Memory B cells persist for long periods without actively producing antibodies. They sit quietly in your lymph nodes and other tissues, ready to spring back into action. If you encounter the real pathogen months or years later, these memory cells recognize the threat almost immediately, multiply rapidly, and produce a wave of antibodies far faster and stronger than the first time around. This is why a second infection (or a booster shot) produces a quicker, more powerful response.

Separately, a population of long-lived plasma cells settles into your bone marrow and continuously secretes low levels of antibodies for years, sometimes decades, regardless of whether you encounter the pathogen again. Together, these two systems provide overlapping layers of protection. Antibodies created during an immune encounter can persist in molecular memory for a lifetime in some cases, which is why a single childhood vaccination series can protect you well into adulthood for diseases like measles.

Why Some Vaccines Need Multiple Doses

Not every vaccine generates strong, lasting immunity from a single shot. Multi-dose schedules exist because each subsequent dose pushes B cells through another round of refinement in structures called germinal centers, small training grounds inside your lymph nodes. With each round, B cells produce antibodies that bind more tightly and effectively to the target. This process, called affinity maturation, depends on repeated interaction between B cells and T cells.

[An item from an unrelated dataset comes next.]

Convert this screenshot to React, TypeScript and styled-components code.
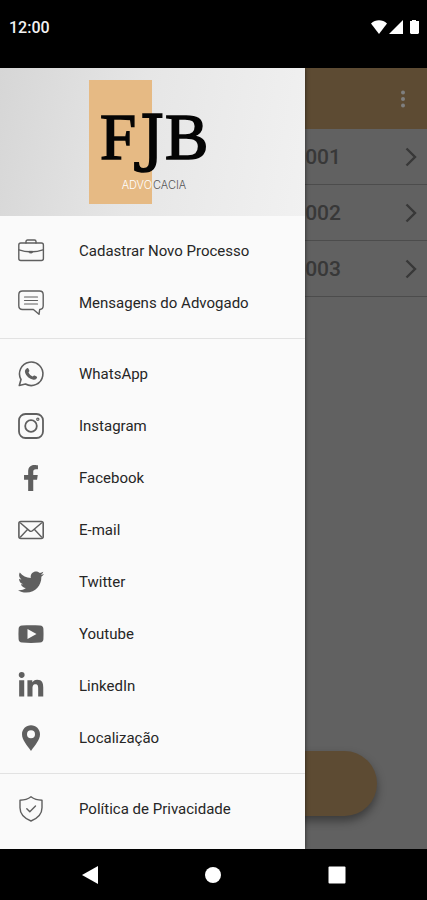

The spacing between doses matters. Your immune system needs enough time after each dose to complete its training cycle before the next round begins. Compressing the schedule can reduce the quality of the memory response, while following recommended intervals gives you the strongest, most durable protection.

How Herd Immunity Fits In

When enough people in a community are vaccinated, the pathogen runs out of easy hosts and can no longer spread efficiently. This indirect protection shields people who can’t be vaccinated, such as newborns, people undergoing chemotherapy, or those with certain immune conditions.

The threshold varies dramatically by disease. Measles is extraordinarily contagious, so about 95% of a population needs to be vaccinated to achieve herd immunity. Polio, which spreads less explosively, requires roughly 80%. When vaccination rates dip below these thresholds, outbreaks become possible even in communities that were previously well protected.

The Full Sequence at a Glance

  • Minutes to hours: Antigen-presenting cells at the injection site engulf vaccine material and begin processing it.
  • Hours to days: These cells migrate to lymph nodes and present antigen fragments to T cells, activating the adaptive immune response.
  • Days to one week: Helper T cells activate B cells. Killer T cells begin multiplying. B cells enter germinal centers and start producing antibodies.
  • One to two weeks: Antibody levels rise to protective concentrations. Plasma cells ramp up production.
  • Two to four weeks: Peak antibody levels are reached. Memory B cells and memory T cells begin forming.
  • Months to decades: Long-lived plasma cells in bone marrow maintain a baseline antibody level. Memory cells remain on standby, ready to launch a rapid response if the real pathogen appears.

Every vaccine, whether it’s a live weakened virus, a protein subunit, an mRNA construct, or a viral vector, follows this same core pathway. The delivery method changes how the antigen reaches your immune system, but the chain of recognition, activation, antibody production, and memory formation is the same biological sequence every time.